Stephen Brookfield’s insistence that good teaching must be grounded in sustained critical reflection is so important to this consideration of our grading practices in particular because “implicit assumptions soak into consciousness from the professional and cultural air around” us, and grades/ grading practices are a prime example of this (Brookfield 3). All too often our grading practices, replicated from our own experiences and perpetuated uncritically from semester to semester, year to year,  “inadvertently [pull] students (and their teachers) farther away from a focus on learning.  Rather than teach students to be curious about the academic content, to care about their progress as a learner to invest in the health of the classroom community, and to co-construct productive relationships with their peers or teacher, we teach [students]to care about points” or grades, and we perpetuate inequities (Feldman 35). 
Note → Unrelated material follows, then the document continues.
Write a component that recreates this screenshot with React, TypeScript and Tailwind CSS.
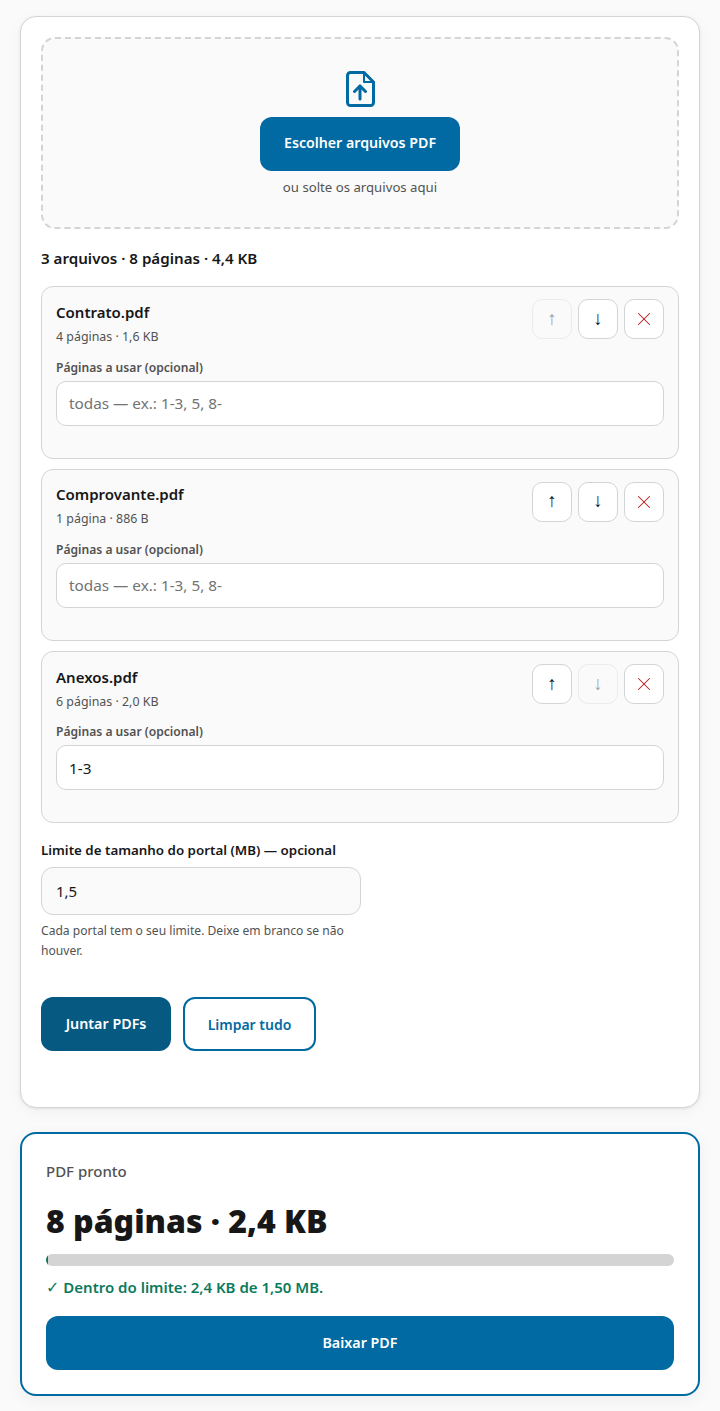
import { X } from "lucide-react";

// Linha de cada arquivo: nome, páginas e intervalo opcional
const files = [
  { name: "Contrato.pdf", meta: "4 páginas · 1,6 KB", value: "", first: true, last: false },
  { name: "Comprovante.pdf", meta: "1 página · 886 B", value: "", first: false, last: false },
  { name: "Anexos.pdf", meta: "6 páginas · 2,0 KB", value: "1-3", first: false, last: true },
];

function MoveButton({ dir, disabled }: { dir: "up" | "down"; disabled: boolean }) {
  return (
    <button
      disabled={disabled}
      className={
        disabled
          ? "w-10 h-10 flex items-center justify-center rounded-[10px] border border-[#ececec] bg-[#fafafa] text-[#a3a3a3] font-['Liberation_Sans',sans-serif] text-[19px]"
          : "w-10 h-10 flex items-center justify-center rounded-[10px] border border-[#d4d4d4] bg-white text-[#171717] font-['Liberation_Sans',sans-serif] text-[19px]"
      }
    >
      {dir === "up" ? "↑" : "↓"}
    </button>
  );
}

function FileRow({ file }: { file: (typeof files)[number] }) {
  return (
    <div className="rounded-xl border border-[#d4d4d4] bg-[#fafafa] px-[14px] pt-3 pb-[32.1px]">
      <div className="flex justify-between items-start">
        <div>
          <div className="text-[15px] leading-[24px] font-semibold text-[#171717] mt-[0.6px]">{file.name}</div>
          <div className="text-[12.4px] leading-[18px] text-[#525252] mt-[4px]">{file.meta}</div>
        </div>
        <div className="flex gap-[6px]">
          <MoveButton dir="up" disabled={file.first} />
          <MoveButton dir="down" disabled={file.last} />
          <button className="w-10 h-10 flex items-center justify-center rounded-[10px] border border-[#d4d4d4] bg-white text-[#b91c1c]">
            <X size={22} strokeWidth={1.1} />
          </button>
        </div>
      </div>
      <label className="block text-[12.1px] leading-[18px] font-semibold text-[#525252] mt-[12.7px] mb-1">
        Páginas a usar (opcional)
      </label>
      <input
        readOnly
        value={file.value}
        placeholder="todas — ex.: 1-3, 5, 8-"
        className="block w-full h-[45px] rounded-[10px] border border-[#d4d4d4] bg-white px-3 text-[15.3px] text-[#171717] placeholder:text-[#737373] outline-none"
      />
    </div>
  );
}

export default function App() {
  return (
    <div className="min-h-screen bg-[#fafafa] px-5 pt-4 pb-[15px] font-['Noto_Sans',sans-serif] text-[#171717]">
      <div className="rounded-2xl border border-[#d4d4d4] bg-white p-5 pb-14 shadow-[0_1px_3px_rgba(0,0,0,0.08),0_4px_16px_rgba(0,0,0,0.04)]">
        <div className="h-[192px] rounded-[14px] border-2 border-dashed border-[#d4d4d4] bg-[#fafafa] flex flex-col items-center pt-[30px]">
          <svg width="40" height="40" viewBox="0 0 40 40" fill="none" stroke="#026aa2" strokeWidth="3" strokeLinecap="round" strokeLinejoin="round">
            <path d="M24 3.5H10.5a3 3 0 0 0-3 3v27a3 3 0 0 0 3 3h20a3 3 0 0 0 3-3V13z" />
            <path d="M24 3.5V13h9.5" strokeWidth="2" />
            <path d="M20 30V17" />
            <path d="M14.5 22.5 20 17l5.5 5.5" />
          </svg>
          <button className="mt-2 w-[200px] h-[54px] pb-0.5 rounded-xl bg-[#026aa2] text-white text-[14.2px] font-semibold">
            Escolher arquivos PDF
          </button>
          <p className="mt-[7px] text-[13.2px] leading-[18px] text-[#525252]">ou solte os arquivos aqui</p>
        </div>

        <p className="mt-[18px] mb-[17.3px] text-[15.15px] leading-[22px] font-semibold">3 arquivos · 8 páginas · 4,4 KB</p>

        <div className="flex flex-col gap-[10px]">
          {files.map((f) => (
            <FileRow key={f.name} file={f} />
          ))}
        </div>

        <label className="block mt-[17.7px] text-[13.35px] leading-[18px] font-semibold">
          Limite de tamanho do portal (MB) — opcional
        </label>
        <input
          readOnly
          value="1,5"
          className="block mt-2 w-[320px] h-[48px] rounded-xl border border-[#d4d4d4] bg-[#fafafa] px-[14px] text-[15px] text-[#171717] outline-none"
        />
        <p className="mt-[6px] w-[320px] text-[12.1px] leading-[20px] text-[#525252]">
          Cada portal tem o seu limite. Deixe em branco se não houver.
        </p>

        <div className="flex gap-3 mt-[36px]">
          <button className="w-[130px] h-[54px] rounded-xl bg-[#065a82] text-white text-[14.3px] font-semibold">Juntar PDFs</button>
          <button className="w-[133px] h-[54px] rounded-xl border-2 border-[#026aa2] bg-white text-[#026aa2] text-[14px] font-semibold">
            Limpar tudo
          </button>
        </div>
      </div>

      <div className="mt-6 rounded-2xl border-2 border-[#026aa2] bg-white px-6 pt-[26px] pb-6 shadow-[0_4px_16px_rgba(0,0,0,0.05)]">
        <p className="text-[15px] leading-[22px] font-medium text-[#525252]">PDF pronto</p>
        <p className="mt-[18px] text-[32px] leading-[42px] font-black text-[#171717]">8 páginas · 2,4 KB</p>
        <div className="mt-3 h-3 rounded-full bg-[#d4d4d4] overflow-hidden">
          <div className="h-full w-[2px] bg-[#0b7a5c]" />
        </div>
        <p className="mt-[10px] h-[22px] text-[15px] leading-[22px] font-semibold text-[#0b7a5c]">
          <span className="font-['DejaVu_Sans',sans-serif] font-normal text-[16px] leading-none">✓</span> Dentro do limite: 2,4 KB de 1,50 MB.
        </p>
        <button className="mt-[18px] block w-full h-[54px] rounded-xl bg-[#026aa2] text-white text-[14.3px] font-semibold">Baixar PDF</button>
      </div>
    </div>
  );
}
We need to acknowledge that when it comes to grades, no matter how friendly and welcoming our syllabus and our other classroom practices, the simple truth is this: “Because the teacher essentially ‘owns’ all the points and determines how many points students receive or are withheld from them, she holds all the power in the classroom” (Feldman 36).  Thus, the work to really examine our grading practices—to make them equity minded—is not optional but a central issue if we’re serious about making our classrooms more student-centered, more inclusive, more nurturing, more compassionate, more equitable.

Questions for Reflection

  1. What is your vision for grading? What do you wish grading could be for students, particularly for the most vulnerable populations? What do you wish grading could be for you? In which ways do current grading practices meet those expectations, and which ways do they not?
  2. What do your final grades ultimately reflect? Student performance, the skills/ knowledge outlined in the course outcomes? Effort? Behavior? Environment? A mixture? 
  3. How do our implicit biases operate when we incorporate students’ nonacademic behaviors and performance into their grades?
  4. What are some specific ways you could make your grades more bias-resistant?

Works Cited

Bain, Ken.  What the Best College Teachers Do. Harvard UP, 2004.

Brookfield, Stephen.  Becoming a Critically Reflective Teacher. 2nd ed. Jossey-Bass, 2017.

Cavanagh, Sara Rose. The Spark of Learning: Energizing the College Classroom with the Science of Emotion. West Virginia UP, 2016.

Feldman, Joe.  Grading for Equity: What It Is, Why It Matters, and How It Can Transform Schools and Classrooms. Corwin, 2019.

For Further Study

Blum, Susan D..  Ungrading: Why Rating Students Undermines Learning (and What to Do Instead). West Virginia UP, 2020.

Inoue, Asao B..  Anti-Racist Assessment Ecologies:  Teaching and Assessing Writing for a Socially Just Future. The WAC Clearinghouse, 2015.

Nilson, Linda B..  Specifications Grading: Restoring Rigor, Motivating Students, and Saving Faculty Time. Stylus, 2015.